Papa Benedetto era un personaggio di non comune sensibilità, di grande cultura, dall’aspetto mite. Volle sapere, via via che facevo le presentazioni, la storia di tutti i presenti. Quando arrivammo al turno di Principe, il quale da poco aveva subìto un attentato, ebbe un trasalimento. Volle sapere com’era avvenuto e perché. Chiusa la digressione, riprendo il filone narrativo principale. Il Papa, all’epoca della rinuncia fu molto criticato per quella scelta ma io senza essere un teologo, considero quel gesto un atto di coraggio. Certo mi rendo conto che su questo tema delicato della rinuncia pesa la memoria tramandataci da Dante, il quale non esitò a destinare all’inferno circa otto secoli fa il papa Celestino V. “Colui/ che fece per viltade il gran rifiuto”, inserendolo ne “la setta d’i cattivi/ a Dio spiacenti e a’ nemici sui” (terzo canto dell’Inferno). Noi spesso non ci rendiamo conto di quanto il sommo poeta riesca a influenzare con la sua opera, con la sofferenza del suo lungo esilio, e con le sue parole, alcune di suo esclusivo conio, il nostro giudizio sulle cose del mondo contemporaneo.
Scrivevo poco fa che considero quel gesto di Papa Benedetto un atto di coraggio. Non nego che abbia compiuto, nel corso del suo pontificato, alcuni errori, resta però il fatto che la situazione generale della Chiesa degli ultimi decenni appare abbastanza critica. Le ragioni sono tante. Finché sul soglio di Pietro c’era Papa Giovanni Paolo II che rappresentava la fede allo stato puro, molti fatti negativi venivano attutiti dal suo carisma. Negli anni immediatamente prima della sua morte, quando, ormai privo di forza fisica, si trascinava nelle celebrazioni pasquali avvinto alla Croce, inculcava talvolta nei credenti il dubbio se fosse lui a trascinare la Croce o fosse la Croce, grazie ad una forza miracolosa, a trascinare lui. Un’immagine che evocava il patibolo subìto da Gesù di Nazareth, che resterà a lungo nel ricordo dei credenti. E quando qualche personaggio autorevole della gerarchia ecclesiastica accennava, vista la sofferenza a cui si sottoponeva, alla possibilità di dimissioni, Wojtyla opponeva un argomento tranchant che non consentiva repliche: “Gesù non è mai sceso dalla croce”. Inutile fare paragoni tra i due personaggi. Papa Ratzinger era del tutto diverso da chi l’aveva preceduto sulla soglia di Pietro per temperamento, per cultura e per la diversità del carisma che la sua figura sprigionava. Teologo di fama, impregnato di cultura tedesca ma anche francese, come ha ricordato in questi giorni Andrea Riccardi, “faceva parte dell’Académie Française e integrava con la sua dottrina le intuizioni mistiche e carismatiche di Wojtyla”.

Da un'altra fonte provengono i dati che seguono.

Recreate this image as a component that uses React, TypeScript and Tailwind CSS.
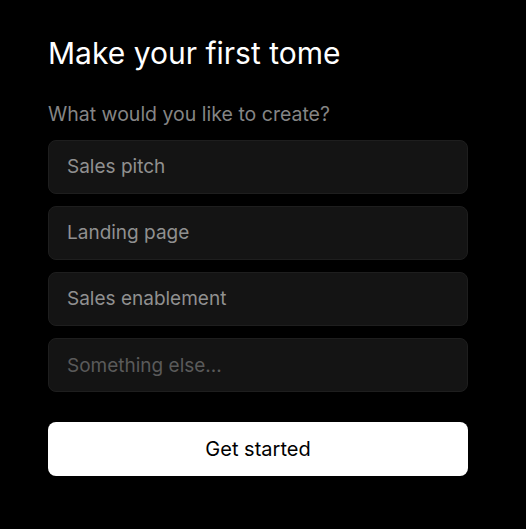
import { useState } from 'react';

const options = ['Sales pitch', 'Landing page', 'Sales enablement'];

export default function App() {
  const [other, setOther] = useState('');

  return (
    <div className="min-h-screen bg-black font-['Inter',sans-serif]">
      <div className="w-[468px] pl-12 pt-[34px]">
        <h1 className="text-[30px] leading-[38px] text-white">Make your first tome</h1>
        <p className="mt-7 text-[19.5px] leading-[28px] text-[#858585]">What would you like to create?</p>

        <div className="mt-3 flex flex-col gap-3">
          {options.map((label) => (
            <button
              key={label}
              type="button"
              className="h-[54px] rounded-lg border border-[#1e1e1e] bg-[#141414] px-[18px] text-left text-[19px] text-[#909090]"
            >
              {label}
            </button>
          ))}
          <input
            type="text"
            value={other}
            onChange={(e) => setOther(e.target.value)}
            placeholder="Something else..."
            className="h-[54px] rounded-lg border border-[#1e1e1e] bg-[#141414] px-[18px] text-[19px] text-[#909090] outline-none placeholder:text-[#5a5a5a]"
          />
        </div>

        <button
          type="button"
          className="mt-[30px] h-[54px] w-full rounded-lg bg-white text-[20px] text-black"
        >
          Get started
        </button>
      </div>
    </div>
  );
}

Del quale divenne non a caso il braccio teologico. Purtroppo la Chiesa che Papa Benedetto eredita nel 2005 vive una fase di inarrestabile declino. Gli elementi che fiaccano la sua resistenza sono di natura esistenziale. Nel corso del suo pontificato le vocazioni sono diminuite considerevolmente, le Chiese, la domenica sono semivuote, gli scandali si susseguono, uno via l’altro, in una dimensione planetaria, Vatileaks, lo Ior, la vergogna dei vescovi pedofili, che gli fa ad un certo punto dire rassegnato “quanta sporcizia nella Chiesa”. Si tratta di eventi che mettono a dura prova la sensibilità di quell’omino vestito di bianco, dal viso bianco e dai capelli bianchi. C’è un eccesso di onestà nel riconoscere di non avere più la forza di fronteggiare la crisi della sua Chiesa e c’è parimenti un eccesso di onestà nell’ammettere implicitamente che ci può essere, dopo di lui, un cardinale in grado di restituire nuovo vigore ad una Istituzione millenaria. Troppo complesso e fatuo gli appare il mondo per poterlo interpretare secondo canoni elementari dettati dal messaggio cristiano, ereditato fin dalla fanciullezza, ai cui antichi aromi ogni tanto ricorre per trovare un lenimento ai suoi affanni. A un giornalista che gli domanda come lui immagini il paradiso, non risponde che lo figura come un orizzonte senza vento, di prati verdi, di acque azzurre, di aria profumata. Lui, più semplicemente, lo figura come un ritorno all’infanzia con suo padre e sua madre.